On ne saurait dire toutefois qu’Ammien ait épousé la querelle de son empereur, ni recueilli le legs de ses profondes antipathies. Le plus probable est que le christianisme ne l’a jamais beaucoup intéressé, et qu’orienté vers d’autres soucis il ne s’est guère mis en peine de le bien connaître. Remarquable est la gaucherie, le vague des expressions dont il se sert dès qu’il en parle : on dirait qu’il ignore les termes techniques, ou qu’il évite systématiquement de s’en servir.

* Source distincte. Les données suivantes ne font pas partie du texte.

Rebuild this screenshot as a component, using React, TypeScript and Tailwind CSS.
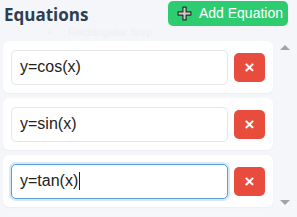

Il appelle l’évêque de Rome legis antistes, il dit conventiculum ritus christiani[2] ou ritus christiani sacrarium[3] au lieu d’ecclesia ; ritus solemnitas, festo die christiani ritus, voilà le genre de tours qu’il aime ; et là même où il se décide à user de mots comme synodus, diaconus, presbyter, il se croit obligé d’ajouter : ut appellant Christiani[4].

N’hésitons pas à le rattacher à cette catégorie de païens cultivés, si nombreux à cette époque qui, soit dédain, soit indifférence, assistaient sans y comprendre grand’chose, peut-être sans trop s’en émouvoir, à la révolution que le christianisme opérait autour d’eux. De la part d’un historien, une telle placidité ne laisse pas que d’étonner, et elle marque ses limites.


  1. XVIII, 7, 7 (la phrase est exceptionnellement amphigourique) : Ammien songe évidemment à la chute d’Amida, en Arménie, prise peu après par les Perses.
  2. XV, 5, 31.
  3. XXVI, 3, 3.
  4. XV, 7, 7 ; XIV, 9, 7 ; XXXI, 12, 8.